В доме братства Капа-Альфа в полдень царило невероятное веселье. Молодежь толпилась на крыльце, в вестибюле и в общем зале, и все очень громко перекликались: «Эй! Как поживаешь?» Хотя было слишком рано для танцев или выпивки, все понемногу предавались и тому и другому под звуки труб и саксофонов, и лица девушек порозовели, стали взволнованными и хорошенькими, — каждая девушка была уверена, что этот день предназначен для нее одной. В затемненном баре стояли юноши и девушки и пили горячий ром из мейсенских кружек, а один из братьев, весь в поту, весело бренчал на рояле импровизацию буги-вуги. Парочки подъезжали в начищенных автомобилях, оставались некоторое время и уезжали, чтобы вернуться минут через десять после кратковременной поездки в никуда, как оперившиеся птенцы летят домой в свое гнездо. Никто в такое время не мог долго оставаться вдали — не только потому, что бензин был нормирован, но и потому, что было в воздухе что-то такое, что требовало шума и компании. Уединение, двое влюбленных вместе — это для другого времени, но, возможно, и для этого вечера, да и про футбольный матч едва вспоминали: он был всего лишь барьером, который надо преодолеть, перед тем как начнется настоящее веселье. Итак, рояль тоненькими звуками состязался с фонографом, повсюду стоял приятный запах спиртного, раскрасневшиеся лица девушек появлялись то у одной двери, то у другой, то в одной комнате, то в другой, словно фривольные цветы среди смеха и приглушенных звуков саксофонов.

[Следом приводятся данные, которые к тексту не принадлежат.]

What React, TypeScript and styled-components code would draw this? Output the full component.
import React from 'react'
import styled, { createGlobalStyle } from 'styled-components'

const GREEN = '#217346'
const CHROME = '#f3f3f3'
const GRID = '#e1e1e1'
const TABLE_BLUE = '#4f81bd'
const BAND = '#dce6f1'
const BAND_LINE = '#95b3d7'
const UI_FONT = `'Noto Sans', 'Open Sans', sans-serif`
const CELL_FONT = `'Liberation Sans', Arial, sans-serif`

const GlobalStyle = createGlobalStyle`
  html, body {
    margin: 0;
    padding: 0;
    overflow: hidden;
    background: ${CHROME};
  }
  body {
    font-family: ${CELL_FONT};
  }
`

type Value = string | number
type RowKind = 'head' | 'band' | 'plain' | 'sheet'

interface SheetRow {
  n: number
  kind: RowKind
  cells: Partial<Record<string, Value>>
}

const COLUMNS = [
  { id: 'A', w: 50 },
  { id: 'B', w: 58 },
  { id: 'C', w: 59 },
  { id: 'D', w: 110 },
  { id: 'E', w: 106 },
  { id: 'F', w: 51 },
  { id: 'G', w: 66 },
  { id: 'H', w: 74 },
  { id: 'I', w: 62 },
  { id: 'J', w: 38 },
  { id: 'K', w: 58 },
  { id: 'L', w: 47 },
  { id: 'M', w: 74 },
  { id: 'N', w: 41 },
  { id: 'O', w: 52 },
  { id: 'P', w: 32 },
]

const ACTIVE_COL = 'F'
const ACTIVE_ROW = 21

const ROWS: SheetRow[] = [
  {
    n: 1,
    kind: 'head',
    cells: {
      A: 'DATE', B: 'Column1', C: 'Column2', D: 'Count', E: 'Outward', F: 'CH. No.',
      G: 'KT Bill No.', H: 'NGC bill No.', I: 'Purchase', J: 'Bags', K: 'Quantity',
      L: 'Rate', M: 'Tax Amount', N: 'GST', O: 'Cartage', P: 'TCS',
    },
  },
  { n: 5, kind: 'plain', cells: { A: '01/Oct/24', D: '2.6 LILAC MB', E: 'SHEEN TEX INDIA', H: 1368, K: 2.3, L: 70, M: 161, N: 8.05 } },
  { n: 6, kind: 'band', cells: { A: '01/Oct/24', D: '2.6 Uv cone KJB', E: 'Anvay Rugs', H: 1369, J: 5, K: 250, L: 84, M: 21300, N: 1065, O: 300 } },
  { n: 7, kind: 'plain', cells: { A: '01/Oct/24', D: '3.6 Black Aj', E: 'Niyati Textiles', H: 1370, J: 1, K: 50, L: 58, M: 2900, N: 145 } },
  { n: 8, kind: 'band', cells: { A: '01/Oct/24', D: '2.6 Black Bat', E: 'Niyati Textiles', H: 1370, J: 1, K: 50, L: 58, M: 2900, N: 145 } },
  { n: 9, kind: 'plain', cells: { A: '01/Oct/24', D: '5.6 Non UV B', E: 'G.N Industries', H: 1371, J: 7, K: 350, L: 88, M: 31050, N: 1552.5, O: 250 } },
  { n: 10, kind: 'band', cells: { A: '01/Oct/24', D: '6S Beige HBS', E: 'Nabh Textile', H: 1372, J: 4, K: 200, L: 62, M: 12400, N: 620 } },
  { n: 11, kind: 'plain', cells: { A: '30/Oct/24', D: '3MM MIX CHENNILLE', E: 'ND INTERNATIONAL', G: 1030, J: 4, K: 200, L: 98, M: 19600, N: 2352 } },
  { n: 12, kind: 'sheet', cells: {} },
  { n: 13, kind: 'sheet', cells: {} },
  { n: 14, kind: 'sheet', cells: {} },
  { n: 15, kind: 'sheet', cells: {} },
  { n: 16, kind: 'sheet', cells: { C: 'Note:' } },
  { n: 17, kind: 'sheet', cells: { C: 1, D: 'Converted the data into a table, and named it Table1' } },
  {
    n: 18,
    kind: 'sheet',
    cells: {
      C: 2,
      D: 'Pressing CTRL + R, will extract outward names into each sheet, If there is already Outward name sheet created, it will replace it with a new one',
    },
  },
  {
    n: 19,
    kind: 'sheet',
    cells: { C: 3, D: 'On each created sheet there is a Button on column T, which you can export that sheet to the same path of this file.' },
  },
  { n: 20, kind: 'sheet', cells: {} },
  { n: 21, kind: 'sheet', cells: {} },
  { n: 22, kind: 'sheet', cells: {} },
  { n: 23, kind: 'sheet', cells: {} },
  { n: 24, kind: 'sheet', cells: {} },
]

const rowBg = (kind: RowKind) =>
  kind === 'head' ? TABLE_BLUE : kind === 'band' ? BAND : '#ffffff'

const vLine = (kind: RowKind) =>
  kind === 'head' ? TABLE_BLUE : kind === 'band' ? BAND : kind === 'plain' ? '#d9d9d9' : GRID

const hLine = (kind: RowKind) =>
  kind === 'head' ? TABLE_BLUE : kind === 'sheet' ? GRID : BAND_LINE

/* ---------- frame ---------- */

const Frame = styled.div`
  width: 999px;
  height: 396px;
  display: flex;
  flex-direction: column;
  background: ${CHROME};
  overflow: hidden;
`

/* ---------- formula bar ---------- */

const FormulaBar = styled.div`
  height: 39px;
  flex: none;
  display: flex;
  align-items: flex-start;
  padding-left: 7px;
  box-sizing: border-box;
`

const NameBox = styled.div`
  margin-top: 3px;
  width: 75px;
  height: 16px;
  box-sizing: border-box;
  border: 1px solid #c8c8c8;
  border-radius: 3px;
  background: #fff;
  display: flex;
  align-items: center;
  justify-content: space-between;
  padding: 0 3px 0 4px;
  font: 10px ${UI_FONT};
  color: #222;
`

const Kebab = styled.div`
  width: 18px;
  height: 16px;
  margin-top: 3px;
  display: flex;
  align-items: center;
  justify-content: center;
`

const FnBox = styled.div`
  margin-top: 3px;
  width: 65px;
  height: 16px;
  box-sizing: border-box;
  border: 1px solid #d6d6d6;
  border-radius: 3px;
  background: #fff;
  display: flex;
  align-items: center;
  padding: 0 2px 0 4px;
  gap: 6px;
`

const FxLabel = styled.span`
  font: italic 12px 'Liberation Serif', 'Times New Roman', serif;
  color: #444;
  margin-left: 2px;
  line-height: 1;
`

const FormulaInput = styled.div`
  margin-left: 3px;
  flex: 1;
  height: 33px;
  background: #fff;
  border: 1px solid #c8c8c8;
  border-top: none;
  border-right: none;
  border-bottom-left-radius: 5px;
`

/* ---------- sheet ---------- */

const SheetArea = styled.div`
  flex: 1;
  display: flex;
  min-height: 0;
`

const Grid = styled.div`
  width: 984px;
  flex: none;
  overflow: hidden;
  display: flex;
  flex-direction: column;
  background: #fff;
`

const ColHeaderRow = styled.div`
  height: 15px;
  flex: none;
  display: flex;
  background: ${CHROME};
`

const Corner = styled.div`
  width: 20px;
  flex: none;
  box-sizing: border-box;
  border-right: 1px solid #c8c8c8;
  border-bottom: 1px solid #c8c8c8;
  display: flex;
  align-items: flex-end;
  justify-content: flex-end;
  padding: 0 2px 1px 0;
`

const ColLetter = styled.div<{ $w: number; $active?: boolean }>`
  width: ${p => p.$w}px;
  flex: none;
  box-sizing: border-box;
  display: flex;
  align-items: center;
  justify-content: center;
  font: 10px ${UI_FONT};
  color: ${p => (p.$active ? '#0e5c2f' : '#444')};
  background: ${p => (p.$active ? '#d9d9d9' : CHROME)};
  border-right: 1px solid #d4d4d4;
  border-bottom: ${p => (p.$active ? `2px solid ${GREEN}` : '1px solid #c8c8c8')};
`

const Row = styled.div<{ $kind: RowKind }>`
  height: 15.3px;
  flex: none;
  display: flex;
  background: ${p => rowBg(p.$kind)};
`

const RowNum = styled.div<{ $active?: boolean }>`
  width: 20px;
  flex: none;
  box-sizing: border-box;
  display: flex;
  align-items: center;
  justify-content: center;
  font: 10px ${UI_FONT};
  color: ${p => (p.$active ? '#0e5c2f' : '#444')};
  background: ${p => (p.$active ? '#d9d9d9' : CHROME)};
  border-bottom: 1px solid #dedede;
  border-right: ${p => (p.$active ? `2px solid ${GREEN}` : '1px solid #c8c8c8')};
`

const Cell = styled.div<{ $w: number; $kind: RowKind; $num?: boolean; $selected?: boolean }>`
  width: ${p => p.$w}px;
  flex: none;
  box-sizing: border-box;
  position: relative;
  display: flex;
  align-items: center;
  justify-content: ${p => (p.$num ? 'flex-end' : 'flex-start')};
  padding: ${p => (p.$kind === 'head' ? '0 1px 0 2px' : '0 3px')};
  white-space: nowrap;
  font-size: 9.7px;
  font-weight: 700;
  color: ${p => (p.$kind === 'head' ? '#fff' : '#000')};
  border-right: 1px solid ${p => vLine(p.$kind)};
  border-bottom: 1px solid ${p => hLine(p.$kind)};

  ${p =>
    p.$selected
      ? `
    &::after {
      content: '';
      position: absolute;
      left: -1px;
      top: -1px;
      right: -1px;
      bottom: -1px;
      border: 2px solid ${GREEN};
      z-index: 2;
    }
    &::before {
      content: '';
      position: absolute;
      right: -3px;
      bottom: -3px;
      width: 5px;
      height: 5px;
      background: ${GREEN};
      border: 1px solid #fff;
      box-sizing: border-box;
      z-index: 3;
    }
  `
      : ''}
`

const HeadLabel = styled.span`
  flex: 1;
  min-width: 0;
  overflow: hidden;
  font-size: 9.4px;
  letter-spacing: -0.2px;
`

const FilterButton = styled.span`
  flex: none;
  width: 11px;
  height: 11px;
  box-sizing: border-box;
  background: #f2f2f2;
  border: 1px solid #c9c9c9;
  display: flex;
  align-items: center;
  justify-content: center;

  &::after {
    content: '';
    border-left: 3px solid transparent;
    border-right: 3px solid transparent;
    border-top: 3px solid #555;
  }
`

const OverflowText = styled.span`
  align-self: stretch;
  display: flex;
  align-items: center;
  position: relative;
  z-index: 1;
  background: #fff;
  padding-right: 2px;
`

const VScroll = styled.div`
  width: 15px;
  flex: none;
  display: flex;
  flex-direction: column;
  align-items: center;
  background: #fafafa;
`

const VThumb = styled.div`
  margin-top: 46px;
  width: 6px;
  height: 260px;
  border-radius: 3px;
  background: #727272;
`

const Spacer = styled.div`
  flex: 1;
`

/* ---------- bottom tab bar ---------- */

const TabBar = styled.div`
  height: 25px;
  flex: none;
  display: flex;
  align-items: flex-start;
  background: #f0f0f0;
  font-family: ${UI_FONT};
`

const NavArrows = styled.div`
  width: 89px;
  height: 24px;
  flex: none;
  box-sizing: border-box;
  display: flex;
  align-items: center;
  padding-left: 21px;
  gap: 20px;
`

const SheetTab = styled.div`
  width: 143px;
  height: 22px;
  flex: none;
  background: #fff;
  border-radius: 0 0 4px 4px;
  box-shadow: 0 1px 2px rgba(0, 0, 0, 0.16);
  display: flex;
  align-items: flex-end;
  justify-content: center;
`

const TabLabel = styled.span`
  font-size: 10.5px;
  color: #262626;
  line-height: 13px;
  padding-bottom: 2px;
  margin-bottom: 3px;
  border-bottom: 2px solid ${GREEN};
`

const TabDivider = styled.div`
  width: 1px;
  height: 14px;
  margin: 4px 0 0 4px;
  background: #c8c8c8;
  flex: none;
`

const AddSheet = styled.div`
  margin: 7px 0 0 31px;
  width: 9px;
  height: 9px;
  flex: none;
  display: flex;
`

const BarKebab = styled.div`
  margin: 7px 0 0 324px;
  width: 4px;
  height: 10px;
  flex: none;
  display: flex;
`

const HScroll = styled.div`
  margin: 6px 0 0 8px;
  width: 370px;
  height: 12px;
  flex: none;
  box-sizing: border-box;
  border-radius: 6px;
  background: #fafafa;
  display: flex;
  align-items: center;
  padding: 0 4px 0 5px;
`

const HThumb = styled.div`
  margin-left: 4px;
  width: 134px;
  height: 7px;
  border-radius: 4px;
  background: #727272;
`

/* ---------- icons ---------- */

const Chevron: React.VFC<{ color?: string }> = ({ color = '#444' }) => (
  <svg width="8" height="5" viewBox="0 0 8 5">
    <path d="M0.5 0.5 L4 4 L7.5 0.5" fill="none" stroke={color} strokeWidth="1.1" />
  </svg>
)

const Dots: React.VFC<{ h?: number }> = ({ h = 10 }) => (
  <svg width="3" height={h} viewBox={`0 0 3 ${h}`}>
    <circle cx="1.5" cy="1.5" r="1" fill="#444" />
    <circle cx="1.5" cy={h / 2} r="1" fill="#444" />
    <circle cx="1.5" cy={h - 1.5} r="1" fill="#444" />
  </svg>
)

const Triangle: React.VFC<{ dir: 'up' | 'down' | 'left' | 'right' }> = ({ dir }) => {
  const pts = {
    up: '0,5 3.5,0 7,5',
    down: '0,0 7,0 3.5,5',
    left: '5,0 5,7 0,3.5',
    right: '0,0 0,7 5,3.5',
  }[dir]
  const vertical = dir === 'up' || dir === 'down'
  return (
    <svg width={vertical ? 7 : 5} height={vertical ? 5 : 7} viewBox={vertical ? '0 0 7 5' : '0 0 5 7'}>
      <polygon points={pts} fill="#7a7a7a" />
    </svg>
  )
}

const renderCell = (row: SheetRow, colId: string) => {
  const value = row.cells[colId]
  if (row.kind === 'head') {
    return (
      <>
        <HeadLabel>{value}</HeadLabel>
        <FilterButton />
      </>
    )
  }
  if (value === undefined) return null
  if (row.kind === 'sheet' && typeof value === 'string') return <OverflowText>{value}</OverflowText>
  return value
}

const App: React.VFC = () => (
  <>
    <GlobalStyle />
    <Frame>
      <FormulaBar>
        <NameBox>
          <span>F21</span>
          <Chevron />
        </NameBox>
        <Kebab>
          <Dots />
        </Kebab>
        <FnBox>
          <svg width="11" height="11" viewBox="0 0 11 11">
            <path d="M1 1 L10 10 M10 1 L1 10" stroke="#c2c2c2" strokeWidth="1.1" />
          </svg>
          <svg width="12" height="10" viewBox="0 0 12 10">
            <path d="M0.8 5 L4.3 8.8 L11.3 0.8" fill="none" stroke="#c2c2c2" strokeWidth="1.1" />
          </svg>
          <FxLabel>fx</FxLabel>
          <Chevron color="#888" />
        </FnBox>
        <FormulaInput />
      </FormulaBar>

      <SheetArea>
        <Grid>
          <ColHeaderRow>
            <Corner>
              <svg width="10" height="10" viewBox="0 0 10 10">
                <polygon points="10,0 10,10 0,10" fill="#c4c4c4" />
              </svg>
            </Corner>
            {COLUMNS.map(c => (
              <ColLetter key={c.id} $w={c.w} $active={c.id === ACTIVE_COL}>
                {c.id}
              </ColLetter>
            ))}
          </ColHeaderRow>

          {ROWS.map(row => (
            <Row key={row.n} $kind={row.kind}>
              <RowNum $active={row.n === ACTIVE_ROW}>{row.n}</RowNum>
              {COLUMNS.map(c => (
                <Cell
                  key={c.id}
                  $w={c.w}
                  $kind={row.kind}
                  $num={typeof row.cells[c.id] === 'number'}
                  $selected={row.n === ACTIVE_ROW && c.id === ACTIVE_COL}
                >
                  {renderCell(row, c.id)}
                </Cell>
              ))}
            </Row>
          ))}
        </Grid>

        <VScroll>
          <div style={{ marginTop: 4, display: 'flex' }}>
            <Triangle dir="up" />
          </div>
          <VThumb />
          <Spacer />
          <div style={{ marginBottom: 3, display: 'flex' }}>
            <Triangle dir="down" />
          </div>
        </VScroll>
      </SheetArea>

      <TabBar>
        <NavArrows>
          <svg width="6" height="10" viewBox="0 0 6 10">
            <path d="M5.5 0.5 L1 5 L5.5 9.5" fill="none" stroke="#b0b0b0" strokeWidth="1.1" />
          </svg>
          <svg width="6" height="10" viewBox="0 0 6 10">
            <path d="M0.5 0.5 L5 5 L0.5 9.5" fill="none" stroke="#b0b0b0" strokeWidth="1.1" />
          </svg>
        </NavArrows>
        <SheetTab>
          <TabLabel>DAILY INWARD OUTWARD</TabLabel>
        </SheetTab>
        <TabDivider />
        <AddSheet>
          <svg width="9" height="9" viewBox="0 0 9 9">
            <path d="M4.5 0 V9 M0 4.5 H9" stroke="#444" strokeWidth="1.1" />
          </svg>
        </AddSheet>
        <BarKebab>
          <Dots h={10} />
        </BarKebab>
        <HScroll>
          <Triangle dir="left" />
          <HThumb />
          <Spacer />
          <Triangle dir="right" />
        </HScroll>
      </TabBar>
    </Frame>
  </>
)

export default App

Вот в такую атмосферу, чувствуя себя стариком и не в своей тарелке, вошел Лофтис с Хьюбертом Макфейлом, хромавшим рядом с ним. Там была россыпь седых мужчин, и Лофтис поздоровался с каждым за руку и называя по имени, хотя и без особого воодушевления, поскольку большинство из этих однокурсников он видел не дольше чем месяц назад, на футбольном матче в Норфолке. Хьюберт, хромая, отправился на поиски своего сына Баззи. Лофтис высматривал Пейтон, но ее тут не было, и один юноша, покровительственно, с видом эрудита, посмотрев на него и назвав его «брат Лофтис», сказал, что она и Дик Картрайт уехали в центр города за льдом. Лофтис поблагодарил юношу за принесенный напиток и устало прислонился к стене между бархатной занавеской и очень пьяной девушкой-блондинкой, дожидавшейся своего кавалера; она жеманно посмотрела на него и от его небрежно произнесенного слова вдруг разразилась пронзительным истерическим смехом. К нему вернулось состояние приятной меланхолии, он стал по-отечески заботливо обращаться с ней и даже попытался помешать ей съехать в приступе смеха по стене, но в этот момент появился ее молодой человек и потрудился спасти ее, после чего, обнявшись, они исчезли из виду.